The veteran of opposition journalism Alexander Klaskovsky believes the succession decree betrays utmost anxiety at the helm of power and it implies that, even after 27 years, the regime is in urgent need of additional security. As for the allegedly uncovered coup, Klaskovsky observes that the government’s efforts to stoke passions about it elicit more sarcasm than trepidation in the general public (Naviny, May 4). This is because the conspiracy in question was grown, like a crystal from a solution, in a test tube of the Belarusian KGB. After all, from the movie To Kill the President (see EDM, May 5), aired in late April on Belarusian television, it follows that the KGB has long been ghost-steering the defendants (Yuri Zenkovich, for example, at least since August 2020), keeping them under surveillance, and provoking certain statements on their part. The interview with the alleged mastermind of the coup, Dmitry Shchigelsky, adds to this impression. However jokingly, he twice refers to himself as Professor Moriarty, a fictional character in some of the Sherlock Holmes stories written by Sir Arthur Conan Doyle. It is more than likely that the entire group was a pot of unrealized ambition and pent-up imagination, which is what made these people supremely susceptible to a professional KGB trap (Svaboda.org, April 30).

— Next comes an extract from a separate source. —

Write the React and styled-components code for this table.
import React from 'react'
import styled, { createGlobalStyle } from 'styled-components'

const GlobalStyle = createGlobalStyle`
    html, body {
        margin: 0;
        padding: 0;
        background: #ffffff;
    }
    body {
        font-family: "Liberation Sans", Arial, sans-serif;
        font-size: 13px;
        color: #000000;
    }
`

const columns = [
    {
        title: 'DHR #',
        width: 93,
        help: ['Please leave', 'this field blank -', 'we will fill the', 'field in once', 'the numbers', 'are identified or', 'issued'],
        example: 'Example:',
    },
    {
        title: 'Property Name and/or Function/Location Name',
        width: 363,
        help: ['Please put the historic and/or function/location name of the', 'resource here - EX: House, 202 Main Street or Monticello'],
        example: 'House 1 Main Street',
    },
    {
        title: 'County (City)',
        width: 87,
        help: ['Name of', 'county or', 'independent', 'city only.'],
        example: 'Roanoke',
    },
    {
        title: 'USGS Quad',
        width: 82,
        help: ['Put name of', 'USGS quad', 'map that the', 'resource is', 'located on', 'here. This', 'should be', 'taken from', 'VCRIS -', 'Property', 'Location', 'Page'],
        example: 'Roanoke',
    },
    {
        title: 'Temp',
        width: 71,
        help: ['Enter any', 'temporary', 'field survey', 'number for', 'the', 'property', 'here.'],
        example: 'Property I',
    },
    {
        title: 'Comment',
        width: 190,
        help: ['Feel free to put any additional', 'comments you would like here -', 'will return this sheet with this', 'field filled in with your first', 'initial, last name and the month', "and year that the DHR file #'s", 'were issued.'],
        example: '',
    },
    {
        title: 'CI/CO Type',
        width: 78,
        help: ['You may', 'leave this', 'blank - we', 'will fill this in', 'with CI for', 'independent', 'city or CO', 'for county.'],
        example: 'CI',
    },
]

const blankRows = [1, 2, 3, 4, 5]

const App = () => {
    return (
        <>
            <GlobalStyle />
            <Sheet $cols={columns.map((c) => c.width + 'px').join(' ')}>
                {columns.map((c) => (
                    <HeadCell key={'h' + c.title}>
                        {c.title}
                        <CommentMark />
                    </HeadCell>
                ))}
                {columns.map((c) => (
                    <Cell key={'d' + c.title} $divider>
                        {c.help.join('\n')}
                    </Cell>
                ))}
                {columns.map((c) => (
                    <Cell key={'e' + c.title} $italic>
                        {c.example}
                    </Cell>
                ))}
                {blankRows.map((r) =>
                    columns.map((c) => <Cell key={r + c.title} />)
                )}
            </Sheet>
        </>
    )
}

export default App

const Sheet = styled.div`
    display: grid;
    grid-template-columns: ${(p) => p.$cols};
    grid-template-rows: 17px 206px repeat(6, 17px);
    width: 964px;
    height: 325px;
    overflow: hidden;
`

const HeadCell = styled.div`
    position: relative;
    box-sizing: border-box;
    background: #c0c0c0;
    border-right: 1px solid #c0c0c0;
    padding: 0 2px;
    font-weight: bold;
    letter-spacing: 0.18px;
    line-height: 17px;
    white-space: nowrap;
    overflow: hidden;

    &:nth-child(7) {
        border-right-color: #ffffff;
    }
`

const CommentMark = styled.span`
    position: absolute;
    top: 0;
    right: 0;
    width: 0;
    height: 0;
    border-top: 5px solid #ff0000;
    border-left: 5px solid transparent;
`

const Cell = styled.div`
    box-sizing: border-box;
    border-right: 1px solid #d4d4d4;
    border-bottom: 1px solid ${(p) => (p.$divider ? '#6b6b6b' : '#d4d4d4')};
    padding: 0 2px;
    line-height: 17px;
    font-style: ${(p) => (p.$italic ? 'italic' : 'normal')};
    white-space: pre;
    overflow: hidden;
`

On the side of the collective West, the name of the game is sanctions. Pavel Matsukevich, until recently Belarus’s charge d’affaires in Switzerland and part of a cohort of Belarusian diplomats who resigned in protest against the authorities’ brutal crackdown on rallies between August 9 and 11, is extremely skeptical about sanctions. “For 26 years, Belarus has experienced sanctions of varying severity. Nevertheless, Lukashenka stayed in power, and I think he will outlive [United States President Joseph] Biden. In some cases, sanctions were really tough, like on Yugoslavia. There, however, sanctions backfired: they made [then–Serbian president Slobodan] Milošević even more popular. He was overthrown by a protest movement unrelated to sanctions. Yes, the sanctions currently imposed on Belarus are sensitive. But what would be the effect of Naftan [an oil refinery] not being able to buy oil anywhere but Russia? By and large, none. It is necessary to ask the question, what harm do the sanctions do to the regime as opposed to people? An old Soviet joke comes to mind. An alcoholic father tells his son that his salary has been cut. ‘So now, Dad, you will drink less?’ ‘No, son, now you will eat less.’ That is the effect of sanctions. This government has a unique experience of circumventing sanctions. Sanctions do not reduce the scale of repression” (Svaboda.org, April 30).

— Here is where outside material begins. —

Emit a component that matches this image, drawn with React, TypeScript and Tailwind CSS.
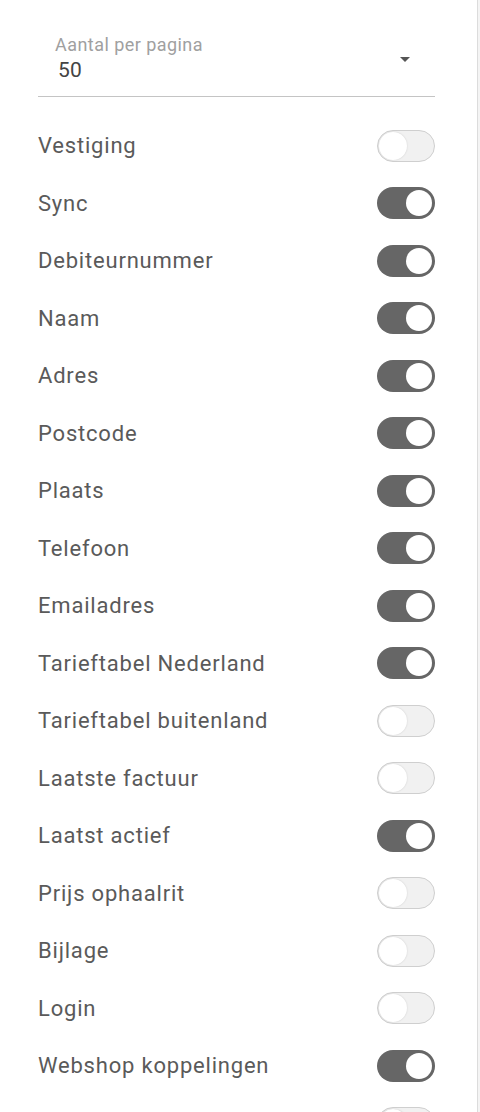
import React from "react";

const rows: [string, boolean][] = [
  ["Vestiging", false],
  ["Sync", true],
  ["Debiteurnummer", true],
  ["Naam", true],
  ["Adres", true],
  ["Postcode", true],
  ["Plaats", true],
  ["Telefoon", true],
  ["Emailadres", true],
  ["Tarieftabel Nederland", true],
  ["Tarieftabel buitenland", false],
  ["Laatste factuur", false],
  ["Laatst actief", true],
  ["Prijs ophaalrit", false],
  ["Bijlage", false],
  ["Login", false],
  ["Webshop koppelingen", true],
  ["", false],
];

function Toggle({ on }: { on: boolean }) {
  if (on) {
    return (
      <div className="w-[58px] h-[32px] rounded-full bg-[#666666] flex items-center justify-end pr-[3px]">
        <div className="w-[26px] h-[26px] rounded-full bg-white" />
      </div>
    );
  }
  return (
    <div className="w-[58px] h-[32px] rounded-full bg-[#f1f1f1] border border-[#cfcfcf] flex items-center pl-[1px]">
      <div className="w-[28px] h-[28px] rounded-full bg-white shadow-[0_0_2px_rgba(0,0,0,0.15)]" />
    </div>
  );
}

export default function App() {
  return (
    <div
      className="w-[480px] h-[1112px] overflow-hidden bg-white flex"
      style={{ fontFamily: "Roboto, 'Liberation Sans', sans-serif" }}
    >
      <div className="flex-1 pl-[38px] pr-[42px] pt-[35px]">
        <div className="flex items-center border-b border-[#c4c4c4] pb-[14px]">
          <div className="flex-1">
            <div className="pl-[17px] text-[18px] leading-[20px] tracking-[0.45px] text-[#a0a0a0]">Aantal per pagina</div>
            <div className="pl-[20px] mt-[3px] text-[21px] leading-[24px] tracking-[0.3px] text-[#444444]">50</div>
          </div>
          <svg width="10" height="5" viewBox="0 0 10 5" className="mr-[25px] mt-[2px]">
            <path d="M0 0 L10 0 L5 5 Z" fill="#555555" />
          </svg>
        </div>
        <div className="mt-[20px]">
          {rows.map(([label, on], i) => (
            <div key={i} className="h-[57.5px] flex items-center justify-between">
              <span className="text-[22px] tracking-[0.8px] text-[#5a5a5a]">{label}</span>
              <Toggle on={on} />
            </div>
          ))}
        </div>
      </div>
      <div className="w-[3px] h-full border-l border-[#dcdcdc] bg-[#f4f4f4]" />
    </div>
  );
}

In a talk show aired on Radio Liberty, Matsukevich debates the above views with Valery Kovalevsky, a former Belarusian diplomat, now serving as exiled opposition leader Svetlana Tikhanovskaya’s “head of cabinet.” Kovalevsky represents a less reflective school of thought; according to him, if sanctions or any other external pressure, like military intervention, do not work, it is because there is not enough of them (Svaboda.org, April 30).
As for the protest movement, two types of over-the-top developments come to mind. First, Tikhanovskaya has begun making “official visits” to foreign countries—so far to Austria and Italy—which effectively makes her and her cabinet the second simultaneously existing Belarusian government in exile (the first one being the Rada of the Belarusian People’s Republic, currently headed by Ivonka Survila, a citizen of Canada who emigrated in 1944). The second development is the opposition’s inflammatory exploitation of World War II imagery. Initially, backers of the protest movement likened what was going on in Belarus to the Holocaust (see EDM, November 25, 2020). Now, Belarus is being described as in need of its own “Nuremberg trial” after democracy is installed (Svaboda.org, May 7). Also, an application has been filed to the Federal Prosecutor’s Office in Germany to look into the cases of ten people tortured while in law enforcement custody in Belarus as potential crimes against humanity committed by the Lukashenka regime (Tut.by, May 10). While there is not a shred of doubt that those ten were in fact tortured, making Germany the venue of the respective grievance filed specifically on May 9, enthusiastically celebrated in Belarus as Victory Day, was either tone deaf or deliberately provocative. Needless to say, Lukashenka willingly took the bait. “They will judge me… Who are you [Germany] to judge me? Because I protect my country… If it were Great Britain, America, France, well, at least they were in the coalition. But not the heirs of fascism,” he said, recalling the crimes of Nazism and the numbers of Belarusian victims during World War II (Deutsche Welle—Russian service, May 7).
Out of the four actors playing a role in the slow-rolling Belarusian crisis, only Russia does not seem to be overreacting at the moment. It is waiting. And that alone says a lot about the developments in question.